FA23 PHIL483/583

Philosophical Psychology (PHIL483/583)
Dr. Charles Wallis

Mondays & Wednesdays  ·  12:30pm–1:45pm  ·  LA5–149

This course takes a historical approach to examining the development of the concept of mind in antiquity, as well as the development of the contemporary sciences that constitute cognitive science. We will then examine contemporary topics, debates, and methodology of philosophy of mind and the various cognitive sciences with emphasis on psychology and neuroscience. Topics include but are not limited to the nature of mental representation, human memory systems, human inference abilities, and the nature and significance of qualitative conscious experience.

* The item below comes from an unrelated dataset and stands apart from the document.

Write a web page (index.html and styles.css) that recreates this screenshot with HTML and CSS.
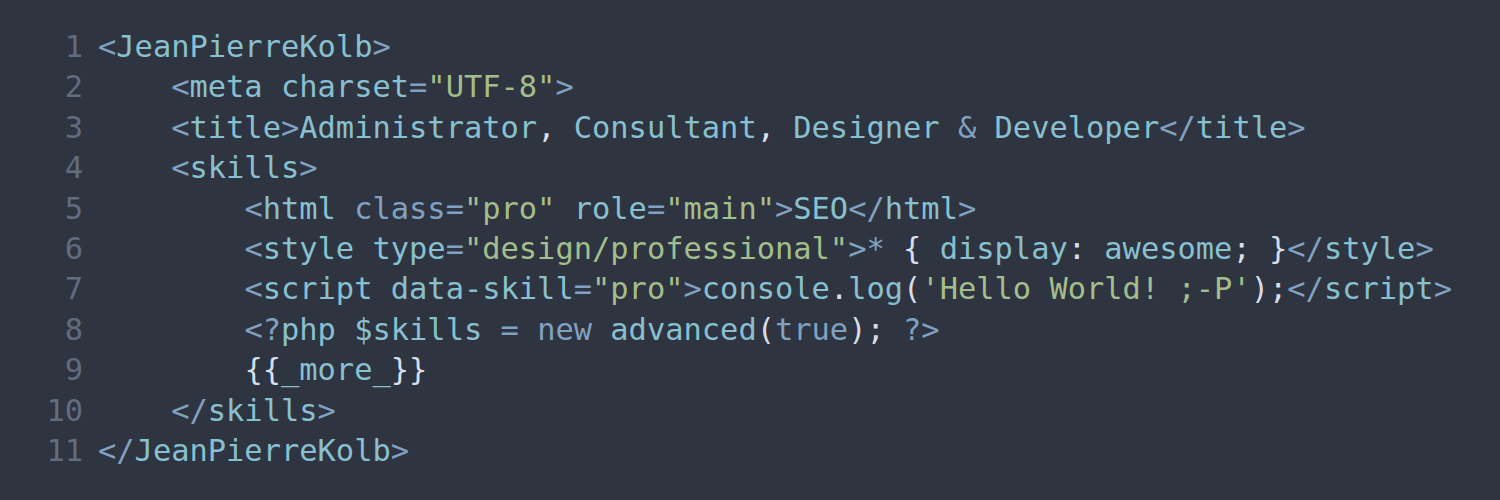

There are six goals for this course:

  1. Learn to formulate their own views on various philosophical questions.
  2. Learn to develop views through: (a) research into the philosophical and cognitive science literature, and (b) understanding as well as explicating the relationships between their own views and the positions/information in the academic literature.
  3. Learn to read and evaluate scholarly journal articles from the philosophical literature. Emphasis will be on development of the following abilities: extracting arguments from texts; evaluating those arguments by challenging either their assumptions or logical form; identifying a thesis and relating the paper’s elements to the development of that thesis; and placing a texts in a larger historical and/or disciplinary context.
  4. Gain significant insight into the historical development, intellectual movements, particular theories, investigative methodologies of philosophy of science as well as interactions between philosophy and science (especially cognitive science) in addressing fundamental questions.
  5. Show a grasp of the practical implications and real-world instances of philosophical questions and theories, including a sense of the potential impact of such theories.
  6. Improve writing abilities, particularly regarding abilities to write concise, highly organized, and self-contained expositions of theories, arguments, and empirical findings, as well as the interrelationships between them.